In 1860, with Lincoln’s election approaching, relations between the North and South began to deteriorate further, and in parallel, John Brown’s popularity in the North began to grow, resulting in an equal backlash from the South denouncing Brown. An autobiography was published, and as abolitionist ideas spread, John Brown and his ideas received more and more publicity and praise (Document D). In a March campaign speech by Lincoln in Connecticut, the presidential candidate publicly addressed John Brown’s raid and the Democrats’ propaganda about the affair. Lincoln dismisses the accusations of Republican involvement and does not mention it any further then as “the unfortunate Harpers Ferry affair” (Document E).
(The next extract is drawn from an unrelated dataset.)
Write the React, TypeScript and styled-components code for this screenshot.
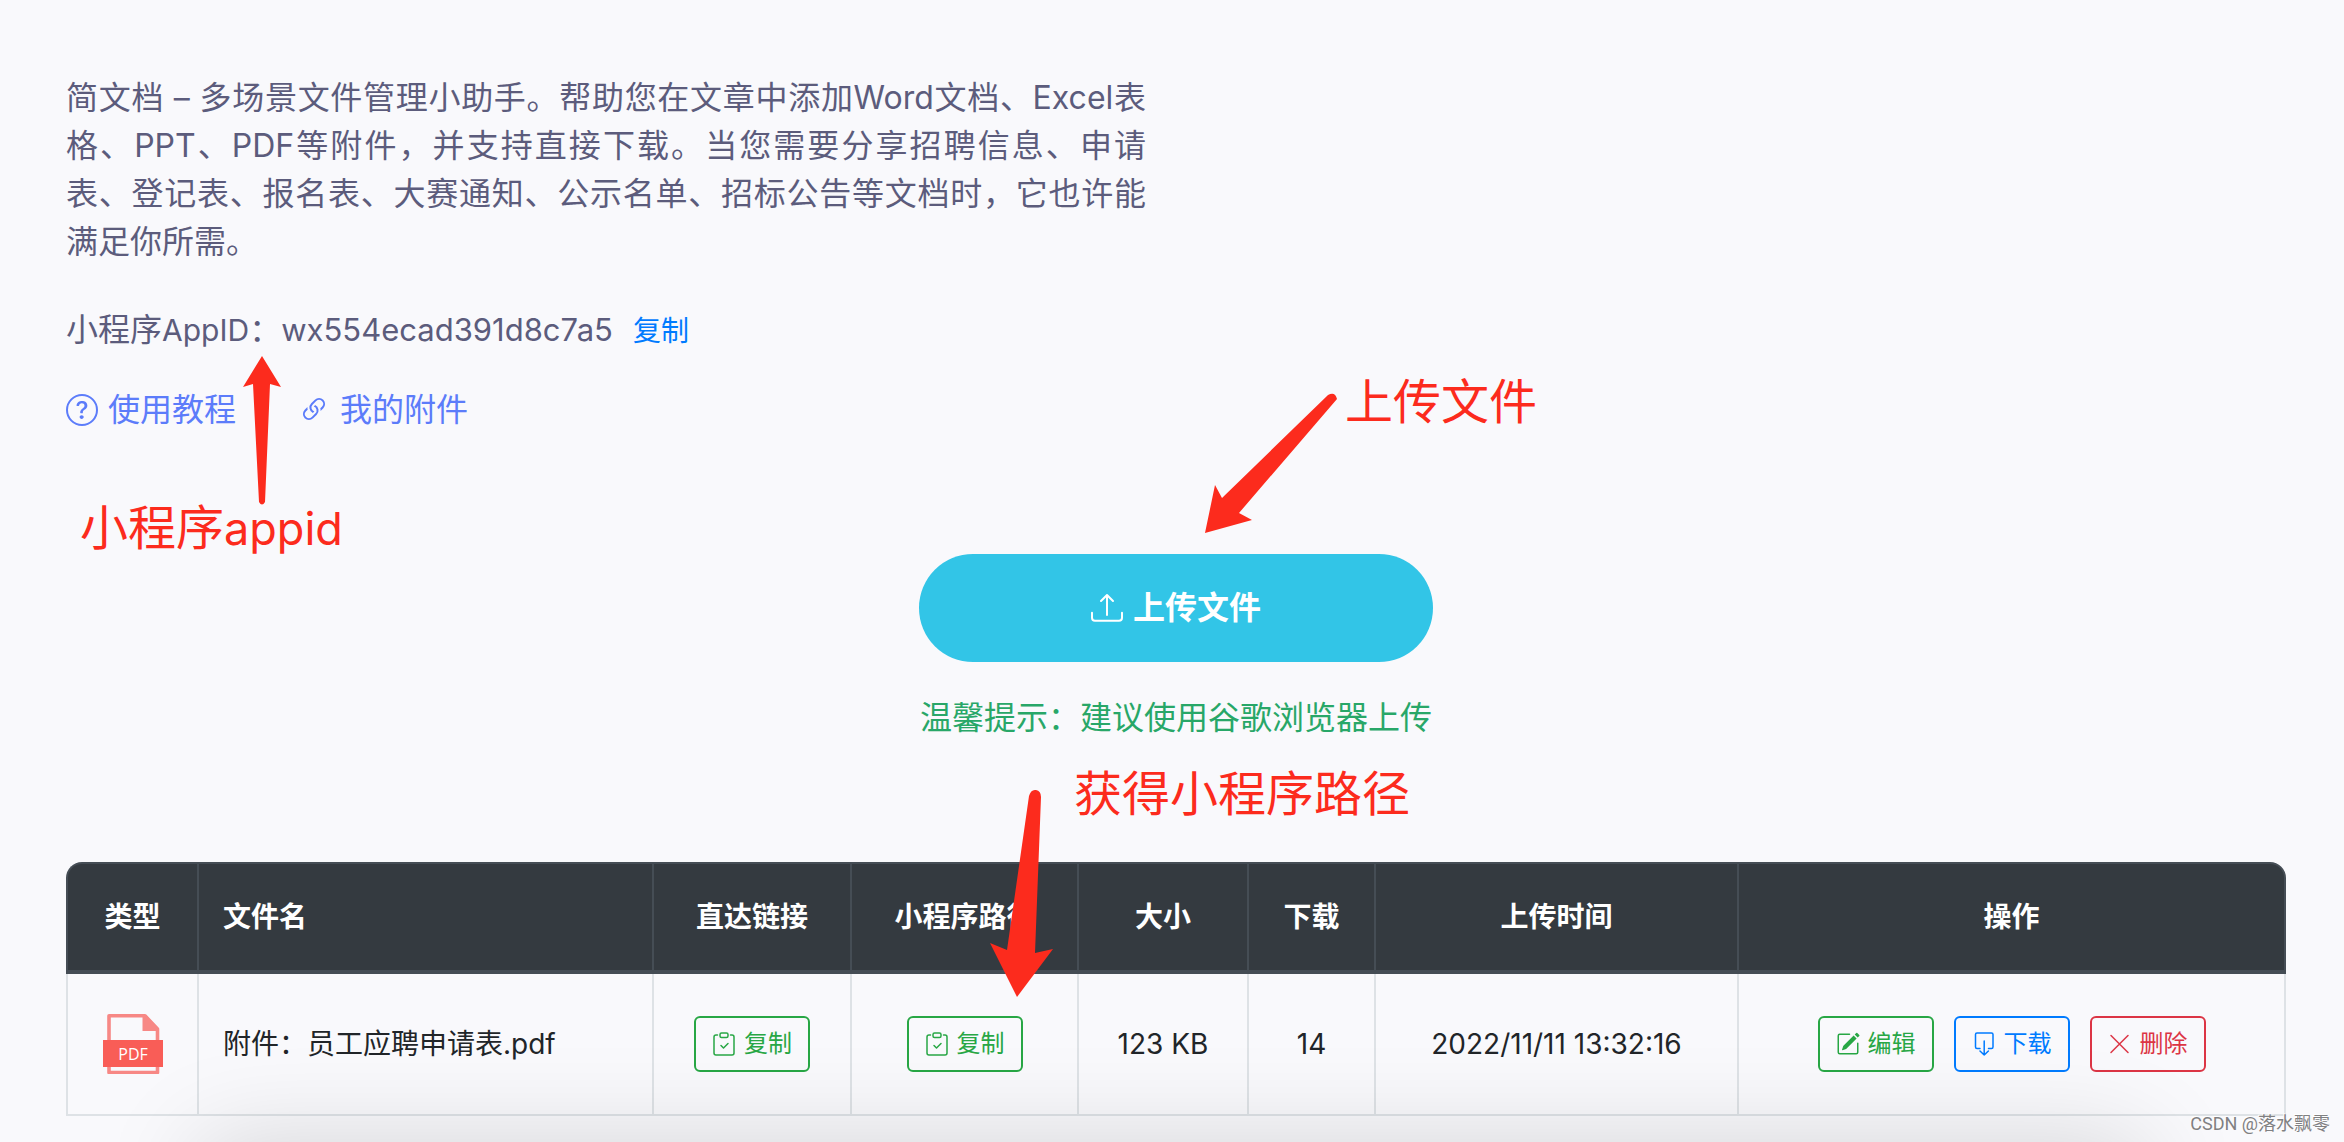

The election was clearly very significant to Southerners and Lincoln as a Republican, did not revile John Brown’s acts as Southern politicians had done. The issue had become heated and important enough to come up during a presidential campaign, and represented the heated conflict during the time.
Soon after Lincoln’s election, it became evident that the relations between the North and South were declining rapidly while public perception of John Brown steadily rose. When feelings became most impassioned and tensions inflamed over the affair, people in the North began to publicly praise and admire Brown as a hero, as a result of the building conflict and the palpable separation of the North and South. After southern states seceded, and the Civil War began in 1861, John Brown had come to be a hero in the North, representing abolitionist ideals and a man who would die for his beliefs, beliefs that the North agreed with. John Brown became a martyr during the Civil War, praised openly in public, in song (Document G) and with art (Document H) that portrayed him as a nearly angelic hero, revealing the North’s changing opinion of slavery and of the South.
The changing relations between the North and South can be seen in Northern public opinion of John Brown. The abolition movement grew and spread as the rift between the North and South grew, and the North, which at first saw John Brown’s actions as unacceptable and even malicious, came to appreciate the ideals he strove for. As tension finally erupted in the Civil War, Brown came to be recognized as a hero by all in the North.